Realistic, yes -- such is the modus operandi of many a team coming off a winless season -- but not without its silver linings. And the Spartans have a very good silver lining in their lone captain, senior offensive tackle/defensive tackle Chris Mooney. A former basketball power forward, the 6-foot-2, 296-pound interior lineman dominated the middle in his junior season last year, to the point where you almost wonder how the Spartans managed to go winless.

"I expect him to dominate this year," Pignone said. "Our expectations are to build around him offensively and defensively. Last year, he blew people off the ball offensively and defensively running through them. He's a kid that, not only does he weigh 290 pounds, but he runs as good laterally as some of our running backs."

Mooney, a first-team All-Middlesex selection last season, doesn’t look the part of fleet-footed, but he’s been known to broad jump nine feet. His physicality is impressive for someone of his stature –- he benches 335, deadlifts 680 and runs the 40-yard dash in 4.9 seconds -- and has been garnering some Division 1 looks as a result. Rhode Island has shown the most interest so far, while Bryant, UMass, Boston College and numerous Northeast-10 schools have also come calling at one point or another.

"I've seen him in football games be bull-rushing, and then put on the brakes, turn on a dime and cut laterally to make the tackle," Pignone said. "He's got that athleticism."

(And why just one captain? It's a matter of reaching a certain level of standards set by Pignone. "There could be years where I won’t have a captain at all if I don’t feel like anyone fits that," he admitted.)

Mooney, who's entering his fourth year on the varsity, considers his development to be learning on the go. "I jumped right into it, and found out pretty quickly what works and not, kinda going off of that," he says. Whatever the case is, he's clearly got the respect from the rest of the league.

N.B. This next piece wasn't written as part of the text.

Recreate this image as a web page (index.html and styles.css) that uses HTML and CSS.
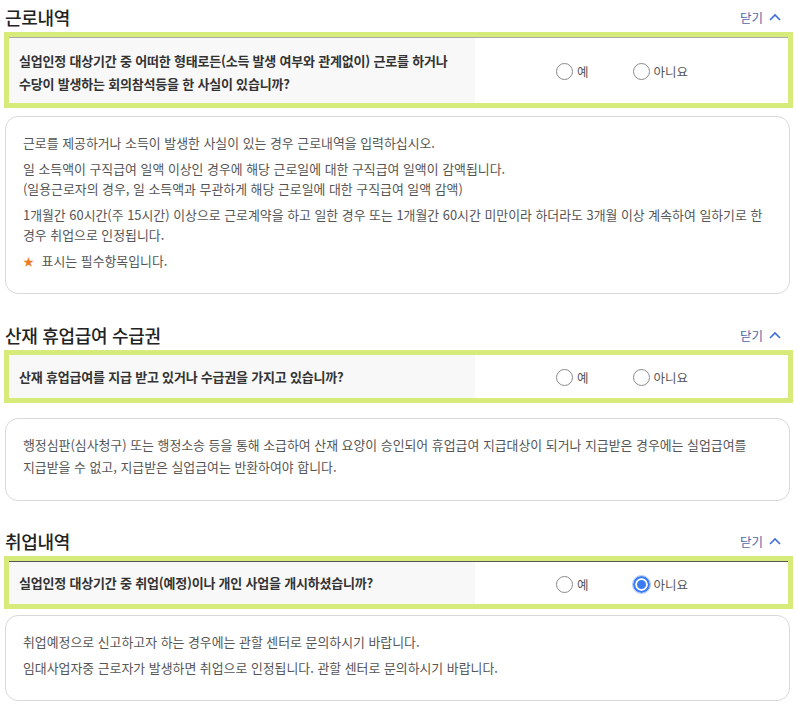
FILE: index.html
```html
<!DOCTYPE html>
<html lang="ko">
<head>
<meta charset="utf-8">
<link rel="stylesheet" href="styles.css">
</head>
<body>
<div class="page">
  <section class="sec sec-first">
    <div class="sec-head">
      <h2 class="sec-title">근로내역</h2>
      <button class="toggle">닫기 <svg class="chev" viewBox="0 0 12 8" width="12" height="8"><path d="M1 7 L6 2 L11 7" fill="none" stroke="#3b6fd6" stroke-width="1.6"/></svg></button>
    </div>
    <div class="qbox">
      <div class="qrow line-gray">
        <div class="qtext qtext-tall">실업인정 대상기간 중 어떠한 형태로든(소득 발생 여부와 관계없이) 근로를 하거나<br>수당이 발생하는 회의참석등을 한 사실이 있습니까?</div>
        <div class="qopts">
          <label class="opt"><span class="radio"></span>예</label>
          <label class="opt"><span class="radio"></span>아니요</label>
        </div>
      </div>
    </div>
    <div class="info info-1">
      <p>근로를 제공하거나 소득이 발생한 사실이 있는 경우 근로내역을 입력하십시오.</p>
      <p>일 소득액이 구직급여 일액 이상인 경우에 해당 근로일에 대한 구직급여 일액이 감액됩니다.<br>(일용근로자의 경우, 일 소득액과 무관하게 해당 근로일에 대한 구직급여 일액 감액)</p>
      <p>1개월간 60시간(주 15시간) 이상으로 근로계약을 하고 일한 경우 또는 1개월간 60시간 미만이라 하더라도 3개월 이상 계속하여 일하기로 한<br>경우 취업으로 인정됩니다.</p>
      <p><span class="star">★</span> 표시는 필수항목입니다.</p>
    </div>
  </section>

  <section class="sec">
    <div class="sec-head">
      <h2 class="sec-title">산재 휴업급여 수급권</h2>
      <button class="toggle">닫기 <svg class="chev" viewBox="0 0 12 8" width="12" height="8"><path d="M1 7 L6 2 L11 7" fill="none" stroke="#3b6fd6" stroke-width="1.6"/></svg></button>
    </div>
    <div class="qbox">
      <div class="qrow">
        <div class="qtext">산재 휴업급여를 지급 받고 있거나 수급권을 가지고 있습니까?</div>
        <div class="qopts">
          <label class="opt"><span class="radio"></span>예</label>
          <label class="opt"><span class="radio"></span>아니요</label>
        </div>
      </div>
    </div>
    <div class="info info-2">
      <p>행정심판(심사청구) 또는 행정소송 등을 통해 소급하여 산재 요양이 승인되어 휴업급여 지급대상이 되거나 지급받은 경우에는 실업급여를<br>지급받을 수 없고, 지급받은 실업급여는 반환하여야 합니다.</p>
    </div>
  </section>

  <section class="sec sec-last">
    <div class="sec-head">
      <h2 class="sec-title">취업내역</h2>
      <button class="toggle">닫기 <svg class="chev" viewBox="0 0 12 8" width="12" height="8"><path d="M1 7 L6 2 L11 7" fill="none" stroke="#3b6fd6" stroke-width="1.6"/></svg></button>
    </div>
    <div class="qbox">
      <div class="qrow line-dark">
        <div class="qtext qtext-lined">실업인정 대상기간 중 취업(예정)이나 개인 사업을 개시하셨습니까?</div>
        <div class="qopts">
          <label class="opt"><span class="radio"></span>예</label>
          <label class="opt"><span class="radio checked"></span>아니요</label>
        </div>
      </div>
    </div>
    <div class="info info-3">
      <p>취업예정으로 신고하고자 하는 경우에는 관할 센터로 문의하시기 바랍니다.</p>
      <p>임대사업자중 근로자가 발생하면 취업으로 인정됩니다. 관할 센터로 문의하시기 바랍니다.</p>
    </div>
  </section>
</div>
</body>
</html>
```
FILE: styles.css
```css
* { box-sizing: border-box; }
html, body { margin: 0; padding: 0; background: #fff; }
body {
  font-family: "Noto Sans CJK KR", "Noto Sans", sans-serif;
  color: #333;
}
.page { padding: 0 4px; }
.sec { margin-top: 24px; }
.sec-first { margin-top: 0; }
.sec-last { margin-top: 23px; }
.sec-head {
  height: 32px;
  display: flex;
  align-items: center;
  justify-content: space-between;
  padding-top: 2px;
}
.sec-title {
  margin: 0;
  padding-left: 1px;
  font-size: 18px;
  font-weight: 500;
  color: #222;
  letter-spacing: -0.3px;
}
.toggle {
  border: 0;
  background: none;
  padding: 0 12px 0 0;
  font-family: inherit;
  font-size: 12.5px;
  color: #4d6aa8;
  display: flex;
  align-items: center;
  gap: 6px;
}
.chev { display: block; }
.qbox {
  border: 5px solid #d6eb79;
  width: 789px;
}
.qrow {
  display: flex;
  background: #fff;
}
.line-gray { border-top: 1px solid #aaa; }
.line-dark { border-top: 1px solid #555; }
.qtext {
  width: 466px;
  background: #f8f8f8;
  padding: 11px 10px;
  font-size: 13px;
  font-weight: 700;
  color: #333;
  line-height: 21px;
  letter-spacing: -0.2px;
}
.qtext-tall { padding: 11px 10px 8px; line-height: 23px; }
.qtext-lined { padding: 10px 10px 11px; }
.qopts {
  flex: 1;
  display: flex;
  align-items: center;
  justify-content: center;
  gap: 44px;
  padding-right: 19px;
  padding-top: 2px;
}
.opt {
  display: flex;
  align-items: center;
  gap: 4px;
  font-size: 12.5px;
  color: #555;
}
.radio {
  width: 17px;
  height: 17px;
  border: 1px solid #8a8a8a;
  border-radius: 50%;
  display: inline-block;
  background: #fff;
}
.radio.checked {
  border: 2px solid #3b7cf6;
  box-shadow: inset 0 0 0 2px #fff;
  background: #3b7cf6;
  outline: 1px solid #a9c6fb;
}
.info {
  margin-top: 8px;
  margin-left: 1px;
  width: 785px;
  border: 1px solid #d9d9d9;
  border-radius: 13px;
  padding: 16px 17px 22px;
  font-size: 12.9px;
  color: #555;
  line-height: 20.5px;
}
.info-2 { margin-top: 15px; padding-top: 15px; line-height: 22px; }
.info-3 { margin-top: 6px; }
.info p { margin: 0 0 5px; }
.info p:last-child { margin-bottom: 0; }
.star { color: #f07a1f; font-size: 11px; margin-right: 4px; }
```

Asked what he likes most about Mooney, long-time Lexington head coach Bill Tighe goes all Herman Boone: "Mobile, agile, hostile," Tighe remarks. "He's a good-looking prospect, but he's trying to do the best he can under some tough circumstances. But I'd like him on my team, he can play for me any day."

Perhaps the level-headedness comes from humble beginnings. After all, the Spartans have never won more than two games in a season in Mooney's time, posting a 3-29 record since going 7-4 in 2006. So with that said, the motivation's practically written on the wall.

"It's tough to look back and say this is what we've done," Mooney said. "But at the same time, you look at it in a positive way, 'OK, we've toughed it out this long, made it through these years, let's prove to ourselves and everybody that it's not all going to waste."

Pignone, too, knows he has his hands full. But, he says, that's the fun of it. "This is what I live for," he says with a grin.

But how about some nights of little sleep along the way?

"Oh yeah, many," he laughs. "They’ve already started."


2009 record: 0-11 (0-9 Middlesex)

Coach: Dave Pignone (first year, 0-0)

Players to watch: OT/DT Chris Mooney, Sr., 6-2, 296 lbs; Marc Davis, Sr., DB/RB, 5-11, 185 lbs.; Zach Young, Jr., WR/DB, 5-10, 185 lbs.; Tommy Bergin, Jr., WR/DB, 6-2, 180; Taylor Goulding, Jr., LB/RB; 5-11, 185 lbs; Anthony Aidainidis, Jr.,QB/DB, 5-8, 195 lbs; Brandon Yancey, Jr., QB/DB, 5-10, 170 lbs; Shawn Halpern, Sr., C/DL, 5-10, 190 lbs.; Paul Delorfano, Jr., DB/RB, 5-8, 170 lbs.

Strengths: Speed, fundamentals.

Weaknesses: Size, experience.

Outlook: The Spartans’ success will hinge on the play of Mooney, their dominant man in the middle. Davis and Halpern are expected to relieve some pressure off of the Middlesex first team all-star and two-year captain. Meanwhile, with only “four or five” returning starters on each side of the ball, Pignone expects a lot of good position battles, especially in the secondary and at quarterback. Offensively, the Spartans will take a run-first approach with a split-back veer philosophy, looking to create holes behind you-know-who. Defensively, a staunch interior defensive line is expected to contribute immediately in the Spartans’ 4-3 scheme, which features a youth movement at linebacker.